Ainsi, la paix dépend des enfants, mais eux dépendent de ce que l’on fait d’eux. La promesse d’une « civilisation de l’image », amenuisée pour les générations qui ont vécu la Seconde Guerre mondiale mais toujours palpable pour celle qui doit construire le monde à venir, prend alors tout son sens : elle est pour les adultes qui en font la promotion une manière de se rappeler à l’innocence après s’être rendus collectivement coupables du pire ; ou, plutôt, d’oeuvrer à la rédemption future de ceux qui n’y sont pour rien, en leur apprenant à faire et à savoir faire ce que leurs prédécesseurs n’ont pas su faire  — s’entendre en paix.

À titre d’ouverture, car cela pose de nombreuses questions qui appellent une nouvelle recherche, remarquons que c’est ainsi une sorte d’eugénisme photographique qui se met en place, selon un récit salutaire où le médium permet d’atteindre à l’Homme bon qu’attend le monde et qui adviendra grâce à la « civilisation de l’image ». Dans ce contexte, cela n’a rien d’anodin : il faut rappeler en effet que Julian Huxley, premier directeur général de l’Unesco  —  institution de référence pour ceux qui s’interrogent sur la place de l’enfant dans la « civilisation de l’image » —, était aussi le premier théoricien du « transhumanisme ». Son livre sur la question[48], qui visait à expurger les thèses eugénistes de toutes sortes de dérives que la guerre avait révélées, paraissait, de façon tout à fait contemporaine, quelques mois après le dernier album de Photo-Monde affirmant la pureté morale de l’enfant.
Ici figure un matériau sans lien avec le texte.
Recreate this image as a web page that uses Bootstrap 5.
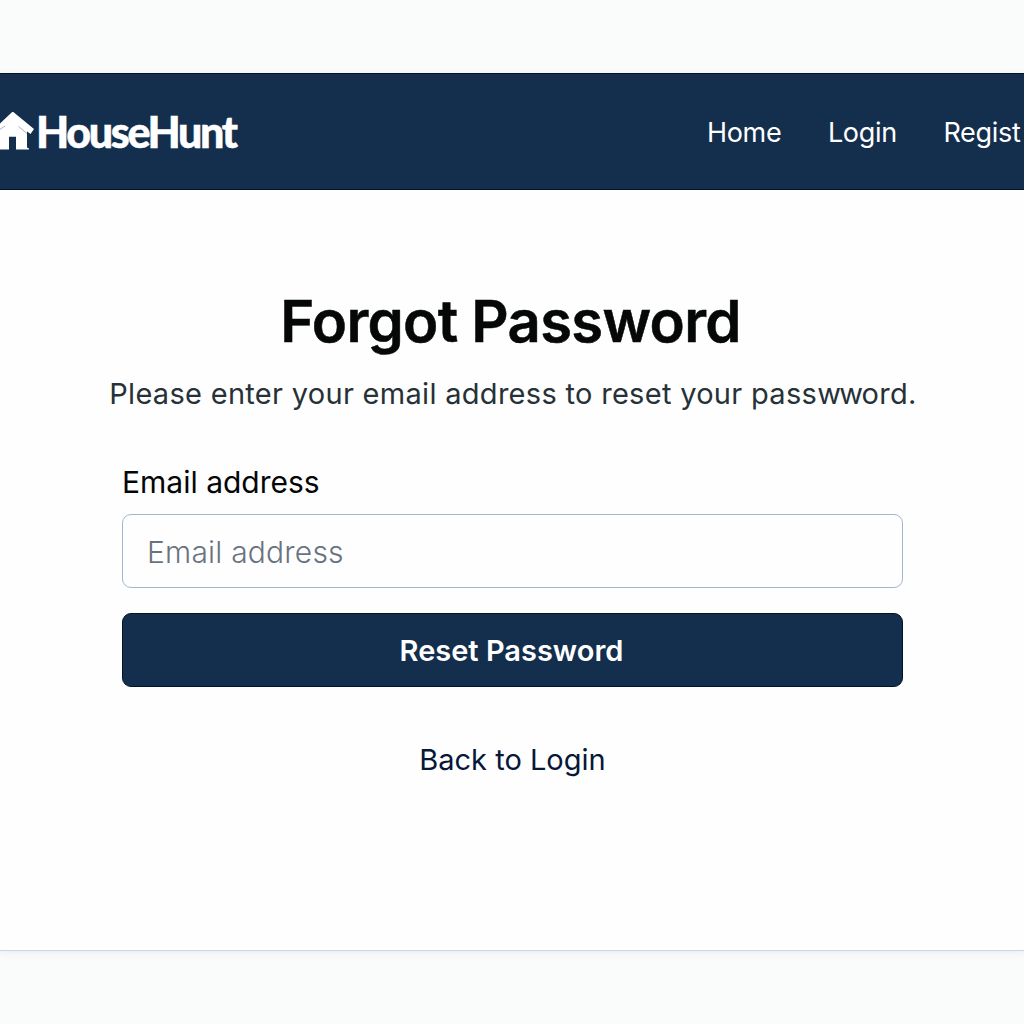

En 1941, alors même que les nazis « euthanasiaient » les handicapés et les malades, Huxley expliquait déjà la nécessité de l’eugénisme par des raisons très similaires à celles qui animaient les promoteurs de la « civilisation de l’image » : l’eugénisme, photographique ou non, est un moyen de faire advenir « la religion de l’avenir, ou [le] complexe de sentiments, quel qu’il soit, qui pourra, dans l’avenir, prendre la place de la religion organisée[49] ».